ENTRIES PROVIDED →
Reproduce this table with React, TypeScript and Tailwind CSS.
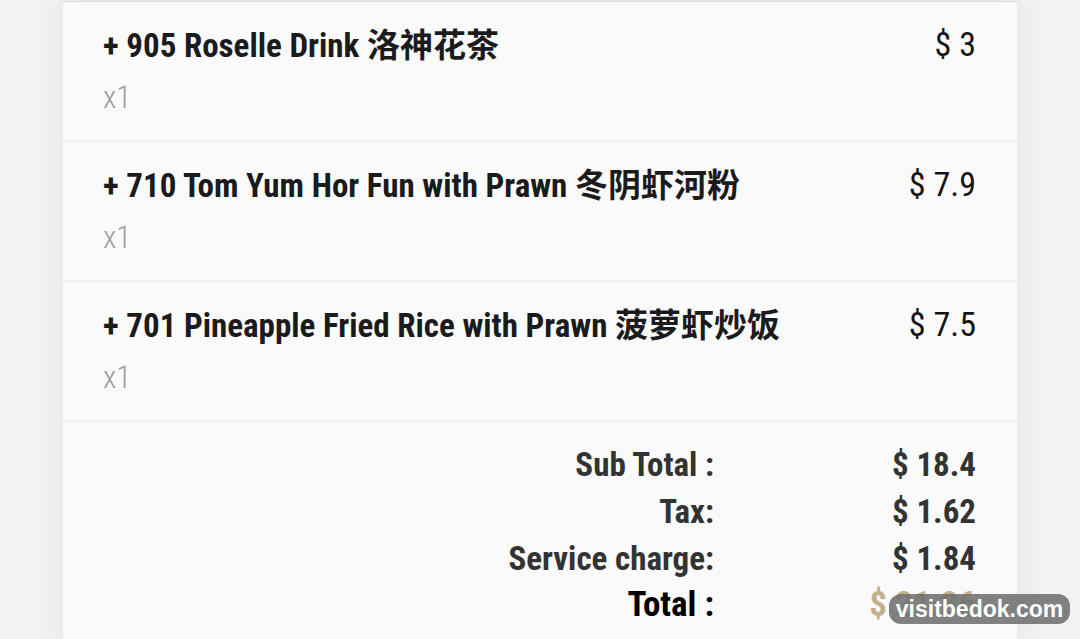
const ITEMS = [
  { name: "+ 905 Roselle Drink 洛神花茶", qty: 1, price: "3" },
  { name: "+ 710 Tom Yum Hor Fun with Prawn 冬阴虾河粉", qty: 1, price: "7.9" },
  { name: "+ 701 Pineapple Fried Rice with Prawn 菠萝虾炒饭", qty: 1, price: "7.5" },
];

const SUMMARY = [
  { label: "Sub Total :", value: "$ 18.4" },
  { label: "Tax:", value: "$ 1.62" },
  { label: "Service charge:", value: "$ 1.84" },
];

const FONT =
  "font-['Roboto_Condensed','Liberation_Sans_Narrow','DejaVu_Sans_Condensed',Roboto,'Noto_Sans_CJK_SC',sans-serif]";

export default function App() {
  return (
    <div className={`relative h-[639px] w-[1080px] overflow-hidden bg-[#f2f2f2] ${FONT}`}>
      <div className="mx-[63px] mt-px h-full border-t-[1.5px] border-[#dddce3] bg-[#fafafa] shadow-[0_0_28px_rgba(0,0,0,0.07)]">
        {ITEMS.map((item) => (
          <div
            key={item.name}
            className="flex h-[140px] items-start justify-between border-b-2 border-[#efefef] pr-[41px] pl-[40px] pt-[25px]"
          >
            <div>
              <p className="text-[33px] leading-[38px] font-bold text-[#1b1b1b]">{item.name}</p>
              <p className="mt-[16px] text-[31px] leading-[34px] font-light text-[#9c9ca6]">x{item.qty}</p>
            </div>
            <p className="mt-[-1px] text-[34px] leading-[36px] text-[#151515]">$ {item.price}</p>
          </div>
        ))}

        <div className="grid grid-cols-[1fr_262px] pt-[19px] pr-[41px] pl-[40px] text-[33px] leading-[47px] font-bold text-[#333]">
          {SUMMARY.map((row) => (
            <div key={row.label} className="contents">
              <p className="text-right">{row.label}</p>
              <p className="text-right">{row.value}</p>
            </div>
          ))}
          <p className="text-right text-[35px] leading-[45px] text-black">Total :</p>
          <p className="text-right text-[35px] leading-[45px] text-[#c4b08c]">$ 21.86</p>
        </div>
      </div>

      <div className="absolute right-[10px] bottom-[15px] flex h-[30px] w-[181px] items-center justify-center rounded-[12px] bg-[rgba(112,112,112,0.88)] font-['Liberation_Sans',Arial,sans-serif] text-[23px] font-bold text-white">
        visitbedok.com
      </div>
    </div>
  );
}
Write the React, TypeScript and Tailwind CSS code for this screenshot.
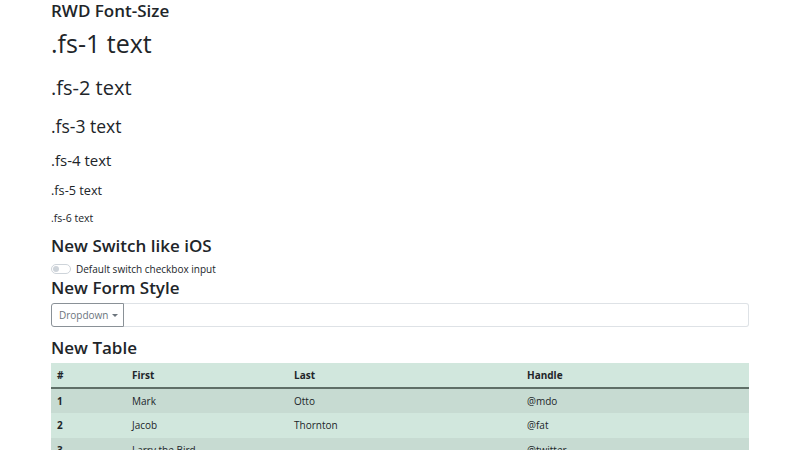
export default function App() {
  const rows = [
    { id: 1, first: "Mark", last: "Otto", handle: "@mdo" },
    { id: 2, first: "Jacob", last: "Thornton", handle: "@fat" },
    { id: 3, first: "Larry the Bird", last: "", handle: "@twitter" },
  ];

  return (
    <div className="h-[450px] overflow-hidden bg-white text-[#212529] font-['Open_Sans',sans-serif]">
      <div className="mx-[51px] flex flex-col">
        <h5 className="mt-[0px] text-[17px] leading-[22px] font-semibold">RWD Font-Size</h5>
        <div className="mt-[6px] text-[25px] leading-[30px]">.fs-1 text</div>
        <div className="mt-[18px] text-[20px] leading-[24px]">.fs-2 text</div>
        <div className="mt-[14px] text-[17.5px] leading-[24px]">.fs-3 text</div>
        <div className="mt-[11px] text-[15px] leading-[22px]">.fs-4 text</div>
        <div className="mt-[9px] text-[12.7px] leading-[20px]">.fs-5 text</div>
        <div className="mt-[10px] text-[10.5px] leading-[16px]">.fs-6 text</div>

        <h4 className="mt-[8px] text-[17px] leading-[24px] font-semibold">New Switch like iOS</h4>
        <label className="mt-[4px] flex items-center gap-[5px] text-[10px] leading-[14px]">
          <span className="relative h-[10px] w-[20px] rounded-full border border-[#ced4da] bg-white">
            <span className="absolute left-[1px] top-[1px] h-[6px] w-[6px] rounded-full bg-[#ced4da]" />
          </span>
          Default switch checkbox input
        </label>

        <h4 className="mt-[0px] text-[17px] leading-[24px] font-semibold">New Form Style</h4>
        <div className="mt-[3px] flex h-[24px]">
          <button className="flex items-center gap-[3px] rounded-l-[3px] border border-[#8a9197] pl-[7px] pr-[5px] text-[10px] text-[#6c757d]">
            Dropdown
            <svg width="6" height="3" viewBox="0 0 6 3"><path d="M0 0h6L3 3z" fill="#6c757d" /></svg>
          </button>
          <div className="flex-1 rounded-r-[3px] border border-l-0 border-[#dee2e6] bg-white" />
        </div>

        <h4 className="mt-[9px] text-[17px] leading-[24px] font-semibold">New Table</h4>
        <table className="mt-[3px] w-full border-collapse text-[10px]">
          <thead>
            <tr className="h-[25px] bg-[#d1e7dd] border-b-2 border-[#5f6f67]">
              <th className="w-[73px] px-[6px] text-left font-bold">#</th>
              <th className="w-[162px] px-[8px] text-left font-bold">First</th>
              <th className="w-[233px] px-[8px] text-left font-bold">Last</th>
              <th className="px-[8px] text-left font-bold">Handle</th>
            </tr>
          </thead>
          <tbody>
            {rows.map((r, i) => (
              <tr key={r.id} className={`h-[25px] ${i % 2 === 0 ? "bg-[#c7dbd2]" : "bg-[#d1e7dd]"}`}>
                <td className="px-[6px] font-bold">{r.id}</td>
                <td className="px-[8px]">{r.first}</td>
                <td className="px-[8px]">{r.last}</td>
                <td className="px-[8px]">{r.handle}</td>
              </tr>
            ))}
          </tbody>
        </table>
      </div>
    </div>
  );
}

GIVEN REQUEST →
Pull every line containing the word "TypeScript" out of the entries above.

ANSWER TO THIS PROBLEM →
Reproduce this table with React, TypeScript and Tailwind CSS.
Write the React, TypeScript and Tailwind CSS code for this screenshot.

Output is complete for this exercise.